I think it’s possible for a smart (and motivated) high school student with just geometry and algebra I and II to learn all the math in it as taught by Dr. A. All you need is college calculus learning differentiation up to and including the chain rule. Don’t fret Dr. A. will teach it to you in the book.
I think the novice will have problems understanding the linear algebra although he explains it clearly. However he does cover a lot of ground quickly. I wrote a series of posts on linear algebra 14 years ago when I audited a quantum mechanics course at Smith College, 50 years after I took it the first time. There are 9 posts in all, which will explain why all the subscripts and superscripts are reasonable and natural (even matrix multiplication !). Start here https://luysii.wordpress.com/2010/01/04/linear-algebra-survival-guide-for-quantum-mechanics-i/ and follow the links.
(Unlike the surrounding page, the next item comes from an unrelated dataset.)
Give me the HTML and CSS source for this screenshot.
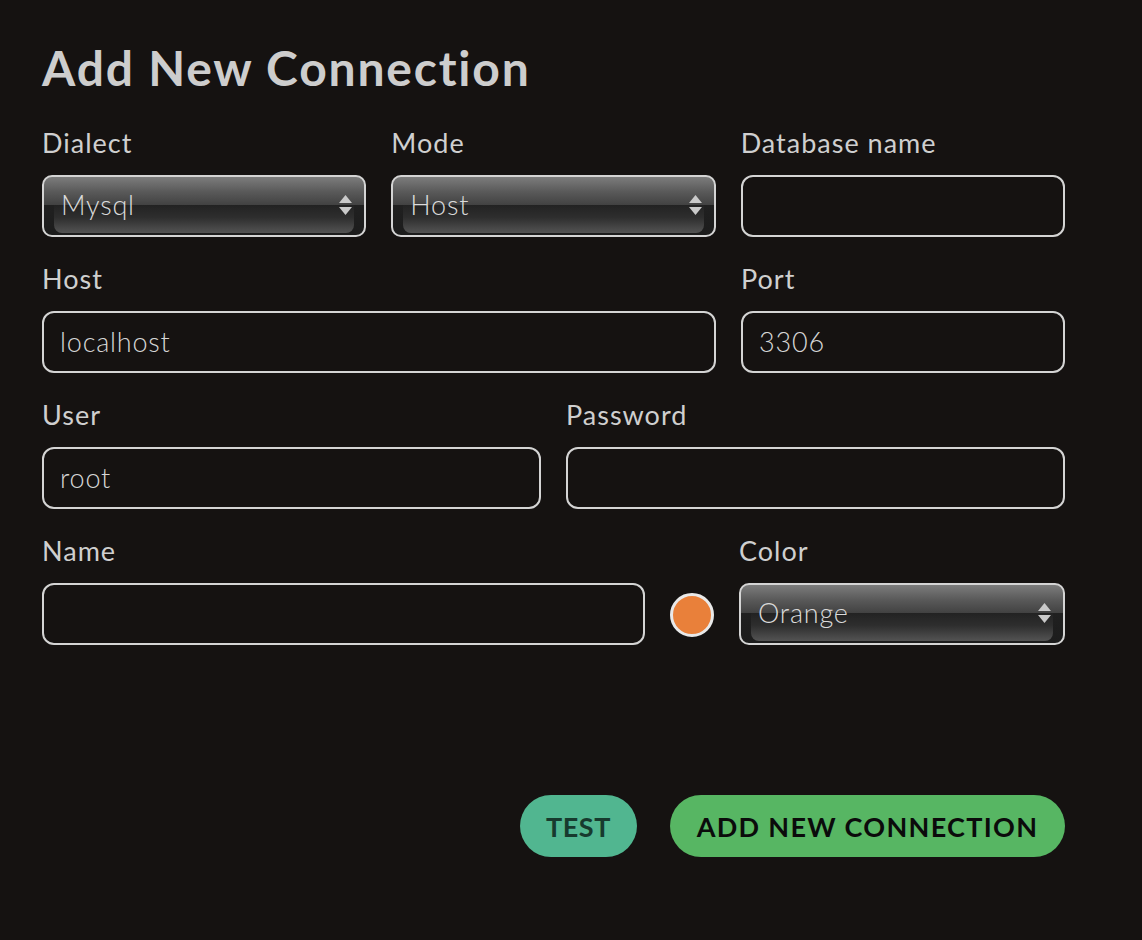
FILE: index.html
```html
<!DOCTYPE html>
<html lang="en">
<head>
<meta charset="utf-8">
<title>Add New Connection</title>
<link rel="stylesheet" href="styles.css">
</head>
<body>
<main class="page">
  <h1 class="title">Add New Connection</h1>

  <div class="row row-3">
    <div class="field">
      <label class="label">Dialect</label>
      <div class="select">
        <span class="select-text">Mysql</span>
        <svg class="arrows" width="13" height="22" viewBox="0 0 13 22"><path d="M6.5 1 L13 9 L0 9 Z M0 13 L13 13 L6.5 21 Z" fill="#c9c9c9"/></svg>
      </div>
    </div>
    <div class="field">
      <label class="label">Mode</label>
      <div class="select">
        <span class="select-text">Host</span>
        <svg class="arrows" width="13" height="22" viewBox="0 0 13 22"><path d="M6.5 1 L13 9 L0 9 Z M0 13 L13 13 L6.5 21 Z" fill="#c9c9c9"/></svg>
      </div>
    </div>
    <div class="field">
      <label class="label">Database name</label>
      <div class="input"></div>
    </div>
  </div>

  <div class="row row-host">
    <div class="field">
      <label class="label">Host</label>
      <div class="input">localhost</div>
    </div>
    <div class="field">
      <label class="label">Port</label>
      <div class="input">3306</div>
    </div>
  </div>

  <div class="row row-2">
    <div class="field">
      <label class="label">User</label>
      <div class="input">root</div>
    </div>
    <div class="field">
      <label class="label">Password</label>
      <div class="input"></div>
    </div>
  </div>

  <div class="row row-name">
    <div class="field">
      <label class="label">Name</label>
      <div class="input"></div>
    </div>
    <div class="swatch-cell"><span class="swatch"></span></div>
    <div class="field">
      <label class="label">Color</label>
      <div class="select">
        <span class="select-text">Orange</span>
        <svg class="arrows" width="13" height="22" viewBox="0 0 13 22"><path d="M6.5 1 L13 9 L0 9 Z M0 13 L13 13 L6.5 21 Z" fill="#c9c9c9"/></svg>
      </div>
    </div>
  </div>

  <div class="actions">
    <button class="btn btn-test">TEST</button>
    <button class="btn btn-add">ADD NEW CONNECTION</button>
  </div>
</main>
</body>
</html>
```

FILE: styles.css
```css
html, body {
  margin: 0;
  padding: 0;
  background: #151211;
}

body {
  font-family: Lato, "Noto Sans", sans-serif;
  color: #cfcfcf;
}

.page {
  width: 1023px;
  padding: 40px 0 0 42px;
}

.title {
  margin: 0 0 32px 0;
  font-size: 48px;
  line-height: 56px;
  font-weight: 700;
  color: #cdcdcd;
  letter-spacing: 1.8px;
}

.row {
  display: grid;
  column-gap: 25px;
  margin-bottom: 27px;
}

.row-3 { grid-template-columns: 1fr 1fr 1fr; }
.row-host { grid-template-columns: 1fr 324px; }
.row-2 { grid-template-columns: 1fr 1fr; }
.row-name { grid-template-columns: 1fr 44px 326px; }

.field {
  display: flex;
  flex-direction: column;
}

.label {
  display: block;
  font-size: 27px;
  letter-spacing: 1px;
  line-height: 30px;
  height: 30px;
  margin-bottom: 17px;
  color: #cfcfcf;
}

.input {
  box-sizing: border-box;
  height: 62px;
  border: 2px solid #d4d4d4;
  border-radius: 12px;
  padding: 0 16px;
  font-size: 27px;
  font-weight: 300;
  letter-spacing: 0.8px;
  line-height: 58px;
  color: #d6d6d6;
}

.select {
  position: relative;
  box-sizing: border-box;
  height: 62px;
  border: 2px solid #d4d4d4;
  border-radius: 10px;
  padding: 0 12px 0 17px;
  display: flex;
  align-items: center;
  justify-content: space-between;
  overflow: hidden;
  background: linear-gradient(to bottom, #7c7c7c 0%, #5a5a5a 25%, #424242 48%, #202020 49%, #1c1c1c 100%);
}

.select::before {
  content: "";
  position: absolute;
  left: 10px;
  right: 10px;
  top: 49%;
  bottom: 2px;
  border-radius: 0 0 8px 8px;
  background: linear-gradient(to bottom, #222222 0%, #2e2e2e 45%, #535353 100%);
}

.select-text {
  position: relative;
  font-size: 27px;
  font-weight: 300;
  letter-spacing: 0.8px;
  line-height: 30px;
  color: #dadada;
  margin-top: -2px;
}

.arrows {
  position: relative;
  margin-top: -2px;
}

.swatch-cell {
  display: flex;
  align-items: flex-end;
  height: 100%;
}

.swatch {
  box-sizing: border-box;
  width: 44px;
  height: 44px;
  border-radius: 50%;
  border: 3px solid #e9e9e9;
  background: #e9803a;
  margin-bottom: 8px;
}

.actions {
  display: flex;
  justify-content: flex-end;
  gap: 33px;
  margin-top: 150px;
}

.btn {
  height: 62px;
  border: none;
  border-radius: 31px;
  font-family: Lato, "Noto Sans", sans-serif;
  font-weight: 700;
  font-size: 27px;
  padding: 0;
  text-align: center;
  cursor: pointer;
}

.btn-test {
  width: 117px;
  letter-spacing: 0.6px;
  background: #51b690;
  color: #173a2e;
}

.btn-add {
  width: 395px;
  letter-spacing: 1.3px;
  background: #57b663;
  color: #0b0b0b;
}
```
There are no hard differential equations in it. No topology, group theory, number theory, differential geometry etc. etc. This is what Sutskever meant by simple.
The other thing I bring to the book is a lifelong amateur interest in computers since from von Neumann’s work at their very beginning at Penn during World War II, it was apparent to all that they might tell us something about the brain. I had a professional interest in how the brain works as a neurologist and so I followed the ins and outs of attempts to make computers intelligent (and believe me there were tons of them). One of the strengths of the book is its historical approach starting with McCouloch at Illinois and a high school drop out Warren Pitts in 1941, and going to nearly the present. The last reference in the book (copyright 2014) is 2012.
So none of the writing about the brain was new to me as it might be to others. I will say that what he says about the brain is quite accurate.
Along the way you’ll be introduced to the statistics of Penguins, a London Cholera epidemic, who wrote the Federalist papers (Hamilton or Madison), how to tell how much anesthesia is enough and much else. Dr. A. uses them all to bring in the math used to solve these problems, making the math far from dry. His writing is always clear and excellent.
You will actually understand the math behind backpropagation (which is how machines learn), neural networks, convolutional networks, self-supervised learning, etc. etc. Even better; at the end, he shows that our theories of machine learning are incomplete, in that phenomena appear (which he describes) when the machines are left to themselves, that shouldn’t happen accoding to theory, in the same way that quantum mechanical phenomena upended classical physics.
So give it a shot. I’m grateful to him for writing the book.